MADISON, Wis. — Ford Motor Company announced Friday a $1billion investment over the next five years in a startup called Argo AI (Pittsburgh), founded by two top AI robotic talents Bryan Salesky and Peter Rander.
Salesky and Randar are alumni of the Carnegie Mellon National Robotics Engineering Center and former leaders on the self-driving car teams of Google and Uber.
Ford will be the majority stakeholder in Argo AI. Although Argo AI will become technically Ford’s subsidiary, the automaker said Argo AI has been structured to operate with substantial independence.
Ford President and CEO Mark Fields said during the press briefing, “There is a war for talent going on out there.” He explained that Argo employees will have significant equity in the company, which he believes will make it easier to hire top talent.
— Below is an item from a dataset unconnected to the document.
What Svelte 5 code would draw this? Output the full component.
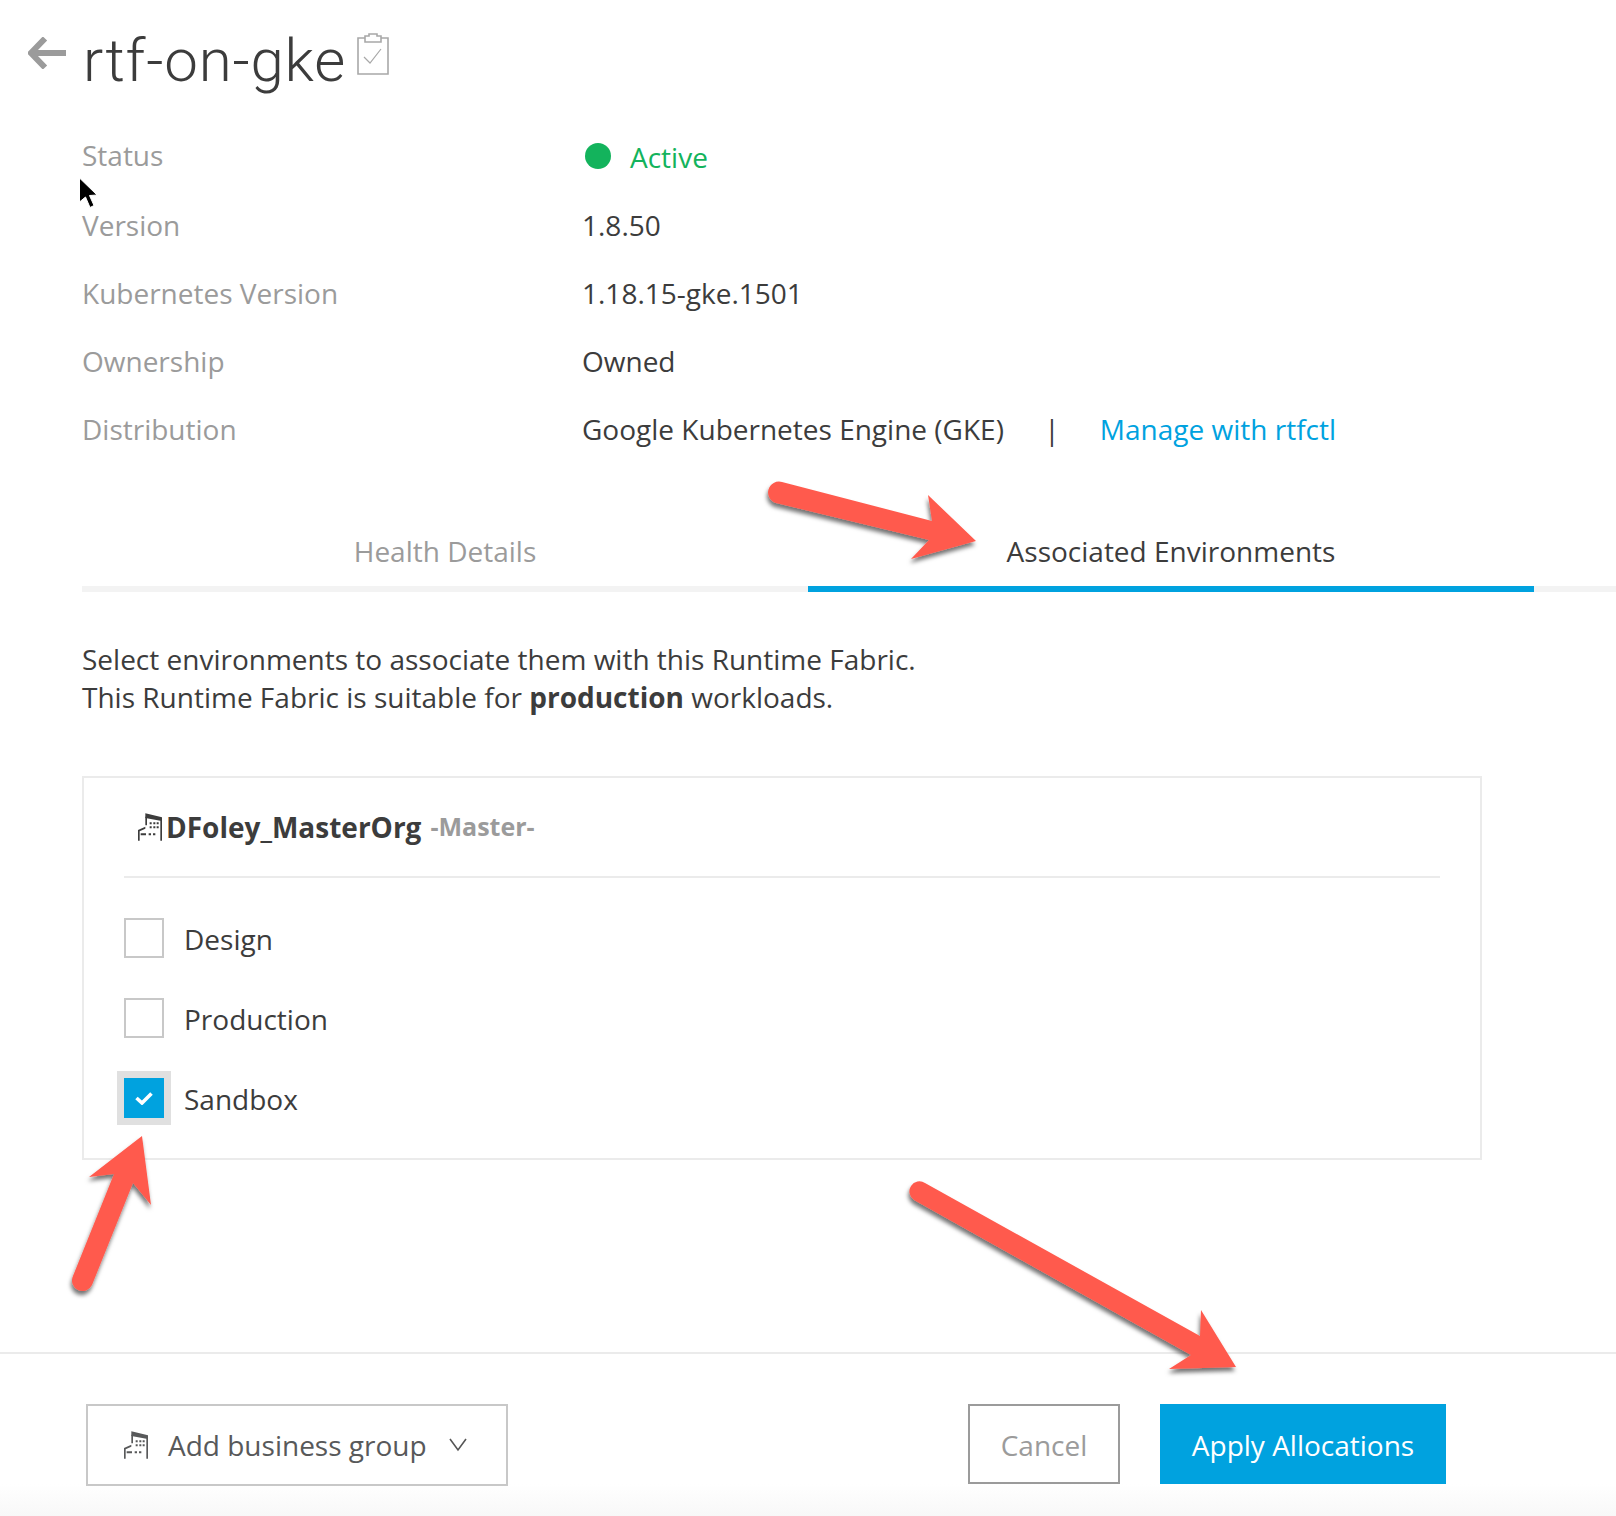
<script>
  const details = [
    { label: "Version", value: "1.8.50" },
    { label: "Kubernetes Version", value: "1.18.15-gke.1501" },
    { label: "Ownership", value: "Owned" }
  ];

  const environments = [
    { name: "Design", checked: false },
    { name: "Production", checked: false },
    { name: "Sandbox", checked: true }
  ];
</script>

{#snippet building()}
  <svg class="building" viewBox="0 0 72 82" aria-hidden="true">
    <path d="M22 0 L72 12 V82 H67 V22 L22 14 Z" fill="currentColor" />
    <path d="M22 10 H27 V36 H22 Z M0 82 V50 L22 40 V46 L5 54 V82 Z" fill="currentColor" />
    <path d="M35 27h6v6h-6zM46 27h6v6h-6zM56 27h6v6h-6zM35 39h6v6h-6zM46 39h6v6h-6zM56 39h6v6h-6zM8 60h16v6H8zM32 60h7v6h-7zM45 60h7v6h-7z" fill="currentColor" />
  </svg>
{/snippet}

<div class="page">
  <header class="title-row">
    <svg class="back" viewBox="0 0 38 32" aria-hidden="true">
      <path d="M17 1.5 L3 16 L17 30.5 M4 16 H38" fill="none" stroke="#9b9b9b" stroke-width="6" />
    </svg>
    <h1>rtf-on-gke</h1>
    <svg class="clipboard" viewBox="0 0 32 42" aria-hidden="true">
      <path d="M8 5 H1 V41 H31 V5 H24" fill="none" stroke="#a8a8a8" stroke-width="1.6" />
      <path d="M8 3 H12 V1 H20 V3 H24 V9 H8 Z" fill="none" stroke="#a8a8a8" stroke-width="1.6" />
      <path d="M7 24 L13 30 L24 16" fill="none" stroke="#a8a8a8" stroke-width="1.2" />
    </svg>
  </header>

  <section class="details">
    <div class="row first">
      <span class="label">Status</span>
      <span class="value active"><i class="dot"></i>Active</span>
    </div>
    {#each details as item}
      <div class="row">
        <span class="label">{item.label}</span>
        <span class="value">{item.value}</span>
      </div>
    {/each}
    <div class="row">
      <span class="label">Distribution</span>
      <span class="value">
        Google Kubernetes Engine (GKE)
        <span class="sep">|</span>
        <a href="#manage">Manage with rtfctl</a>
      </span>
    </div>
  </section>

  <nav class="tabs">
    <button class="tab">Health Details</button>
    <button class="tab selected">Associated Environments</button>
  </nav>

  <main class="content">
    <p class="intro">
      Select environments to associate them with this Runtime Fabric.<br />
      This Runtime Fabric is suitable for <strong>production</strong> workloads.
    </p>

    <div class="org-card">
      <div class="org-head">
        {@render building()}
        <span class="org-name">DFoley_MasterOrg</span>
        <span class="org-tag">-Master-</span>
      </div>
      <ul class="env-list">
        {#each environments as env}
          <li>
            <span class="box" class:checked={env.checked}>
              {#if env.checked}
                <svg viewBox="0 0 18 14" aria-hidden="true">
                  <path d="M1.5 7 L7 12 L16.5 2.5" fill="none" stroke="#fff" stroke-width="3.6" />
                </svg>
              {/if}
            </span>
            <span class="env-name">{env.name}</span>
          </li>
        {/each}
      </ul>
    </div>
  </main>

  <footer class="footer">
    <button class="add-group">
      {@render building()}
      <span>Add business group</span>
      <svg class="chevron" viewBox="0 0 18 14" aria-hidden="true">
        <path d="M1 1 L9 12 L17 1" fill="none" stroke="#555" stroke-width="1.6" />
      </svg>
    </button>
    <div class="actions">
      <button class="cancel">Cancel</button>
      <button class="apply">Apply Allocations</button>
    </div>
  </footer>

  <!-- annotations drawn over the screenshot -->
  <svg class="overlay" viewBox="0 0 1616 1516" aria-hidden="true">
    <defs>
      <filter id="arrow-shadow" x="-20%" y="-20%" width="140%" height="140%">
        <feDropShadow dx="-1" dy="4" stdDeviation="2" flood-color="#000" flood-opacity="0.55" />
      </filter>
    </defs>
    <g fill="#ff5a4d" filter="url(#arrow-shadow)">
      <path d="M782 482 L932 521 L928 495 L976 541 L911 559 L929 540 L776 503 A10.5 10.5 0 0 1 782 482 Z" />
      <path d="M142 1136 L89 1177 L114 1174 L73 1276 A10.5 10.5 0 0 0 92 1285 L133 1183 L151 1205 Z" />
      <path d="M925 1183 L1200 1336 L1201 1310 L1236 1367 L1169 1369 L1191 1355 L914 1200 A10 10 0 0 1 925 1183 Z" />
    </g>
    <path d="M79.5 178 V202 L85.5 197 L90 207.5 L94 205.5 L89.5 195.5 L97 195 Z" fill="#000" stroke="#fff" stroke-width="1" />
  </svg>
</div>

<style>
  :global(body) {
    font-family: "Open Sans", sans-serif;
    color: #3c3c3c;
    background: #fff;
  }

  .page {
    position: relative;
    width: 1616px;
    height: 1516px;
    overflow: hidden;
    display: flex;
    flex-direction: column;
    font-size: 28px;
  }

  .title-row {
    display: flex;
    align-items: flex-start;
    height: 121px;
    box-sizing: border-box;
    padding-left: 28px;
  }

  .back {
    width: 38px;
    height: 32px;
    margin-top: 37px;
  }

  h1 {
    margin: 21px 0 0 17px;
    font: 300 60px/80px Roboto, sans-serif;
    letter-spacing: 0.8px;
    color: #3c3c3c;
  }

  .clipboard {
    width: 32px;
    height: 42px;
    margin: 33px 0 0 11px;
  }

  .details {
    padding-left: 82px;
  }

  .row {
    display: grid;
    grid-template-columns: 500px 1fr;
    align-items: center;
    height: 68px;
  }

  .row.first {
    height: 70px;
    padding-bottom: 2px;
    box-sizing: border-box;
  }

  .label {
    color: #9b9b9b;
  }

  .value.active {
    display: flex;
    align-items: center;
    color: #13b35c;
    padding-top: 4px;
  }

  .dot {
    width: 26px;
    height: 26px;
    margin: 0 19px 2px 3px;
    border-radius: 50%;
    background: #13b35c;
  }

  .sep {
    margin: 0 33px;
  }

  a {
    color: #00a2df;
    text-decoration: none;
  }

  .tabs {
    display: flex;
    margin: 55px 0 0 82px;
    border-bottom: 6px solid #f3f3f3;
  }

  .tab {
    width: 726px;
    height: 74px;
    margin-bottom: -6px;
    padding: 0 0 2px;
    border: 0;
    border-bottom: 6px solid transparent;
    background: none;
    font: inherit;
    color: #9b9b9b;
  }

  .tab.selected {
    color: #3c3c3c;
    border-bottom-color: #00a2df;
  }

  .content {
    padding: 0 134px 0 82px;
  }

  .intro {
    margin: 48px 0 60px;
    line-height: 38px;
  }

  .org-card {
    height: 384px;
    box-sizing: border-box;
    padding: 0 40px;
    border: 2px solid #ebebeb;
  }

  .org-head {
    display: flex;
    align-items: center;
    height: 98px;
    padding: 0 0 0 14px;
    border-bottom: 2px solid #ebebeb;
  }

  .building {
    width: 24px;
    height: 28px;
    flex: none;
  }

  .org-head .building {
    margin-right: 4px;
  }

  .org-name {
    font-weight: 700;
  }

  .org-tag {
    margin: -2px 0 0 9px;
    font-size: 25px;
    font-weight: 700;
    color: #9b9b9b;
  }

  .env-list {
    list-style: none;
    margin: 40px 0 0;
    padding: 0;
    display: flex;
    flex-direction: column;
    gap: 40px;
  }

  .env-list li {
    display: flex;
    align-items: center;
    gap: 20px;
    height: 40px;
  }

  .env-name {
    padding-top: 2px;
  }

  .box {
    width: 40px;
    height: 40px;
    box-sizing: border-box;
    border: 2px solid #c8c8c8;
    display: flex;
    align-items: center;
    justify-content: center;
  }

  .box.checked {
    background: #00a2df;
    border: 0;
    outline: 7px solid #e0e0e0;
  }

  .box svg {
    width: 18px;
    height: 14px;
  }

  .footer {
    margin-top: 192px;
    flex: 1;
    display: flex;
    justify-content: space-between;
    padding: 50px 170px 0 86px;
    border-top: 2px solid #ebebeb;
    background: linear-gradient(#fff 130px, #f8f8f8);
  }

  .footer button {
    font: inherit;
    height: 80px;
    box-sizing: border-box;
  }

  .add-group {
    width: 422px;
    height: 82px !important;
    display: flex;
    align-items: center;
    padding: 0 0 0 36px;
    border: 2px solid #c8c8c8;
    background: #fff;
    color: #58595a;
  }

  .add-group .building {
    margin-right: 20px;
  }

  .chevron {
    width: 18px;
    height: 14px;
    margin-left: 22px;
  }

  .actions {
    display: flex;
    gap: 40px;
  }

  .cancel {
    width: 152px;
    padding: 2px 0 0;
    border: 2px solid #9b9b9b;
    background: #fff;
    color: #9b9b9b;
  }

  .apply {
    width: 286px;
    padding: 2px 0 0;
    border: 0;
    background: #00a2df;
    color: #fff;
  }

  .overlay {
    position: absolute;
    inset: 0;
    width: 1616px;
    height: 1516px;
    pointer-events: none;
  }
</style>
“Our short term goal for Argo AI is to bring SAE’s Level 4 autonomous cars to the market by 2021,” said Fields. Down the road, Ford is considering licensing the technology to others, he added.
Argo AI, founded in November, 2016, lists Salesky as its CEO and Rander as COO. The company declined to disclose how many people are already working at the startup.
Mike Demler, senior analyst at the Linley Group, said, "At this point, Argo is nothing but a few smart guys from Google and Uber." But with their plan to hire 200 people by the end of the year, they will integrate the Ford autonomous-vehicle team into a wholly-owned subsidiary, he explained.
When Raj Nair, Ford’s executive vice president for Global Product Development, and chief technical officer, was asked about the specific Argo AI technologies that attracted Ford, he said, “When the industry’s two top talents – two pioneers in the field – are suddenly becoming available, you don’t pass up an opportunity like that.”
The companies declined to draw any detailed comparisons between Argo AI and other automotive AI tech companies such as Google.
Unique hybrid model
Instead, they stressed that the partnership represents a “unique hybrid business model,” under which Ford can take advantage of the speed and agility of the startup, while Argo AI can leverage Ford’s strategy and resources.
More specifically, as Salesky explained, “Argo AI makes a brain of the virtual driver system, while Ford develops nerve systems, skeleton and muscle” within autonomous cars. The tech startup sees the partnership with Ford as invaluable. Salesky stressed that the autonomous car “is a system’s problem. Software and hardware need to be integrated. We need a full vehicle development team behind it.”
Ford CTO Nair added that with the hybrid model, “We bring solid funding, and customers, while we also offer the ability to integrate Argo’s AI system.” The autonomous vehicle platform will be owned by Ford.
The Linley Group's Demler said, according to the Ford CEO, "Ford will develop the hardware that runs Argo AI’s software." When Demler asked Fields about the specifics of the hardware, "I got a nod from the Argo founder, but no direct answers," he said. But the Argo AI-Ford team "will need to make the software hardware agnostic if they expect to license it," Demler stressed. "The could be a challenge."
Some Ford engineers currently working on the Virtual Driver System are expected to move to Argo AI. The companies, however, declined to specify numbers. Argo AI also declined to discuss specific IPs and patents the startup will bring to Ford.
Asked about how many hours of testing will be needed to make the Argo AI-based Virtual Driver System safe, Salesky said, “Testing is done in so many different prongs. The mileage required for testing is only one of the hundreds of different prongs.”
Now that it’s becoming a part of Ford, Salesky said that in order to ensure the safety of autonomous cars, “we need to collaborate with other [OEMs] and regulators like NHTSA, and work with certification process in a responsible way.”
L-R: Peter Rander, Argo AI COO; Ken Washington, Ford VP of research and advanced engineering; Mark Fields, Ford CEO; Bryan Salesky, Argo AI CEO; Raj Nair, Ford executive vice president, CTO; and Laura Merling, Ford Smart Mobility LLC VP of autonomous vehicle solutions. (Source: Ford)
Tech - Auto partnerships
Despite all the talk about partnerships between tech companies and automakers to jointly develop autonomous cars, remarkably, very little has happened thus far.
Just before the Consumer Electronics Show in 2016 – more than a year ago, Google and Ford were rumored as potential partners in the self-driving auto race. That announcement never happened, and Ford went without an external AI partner until now.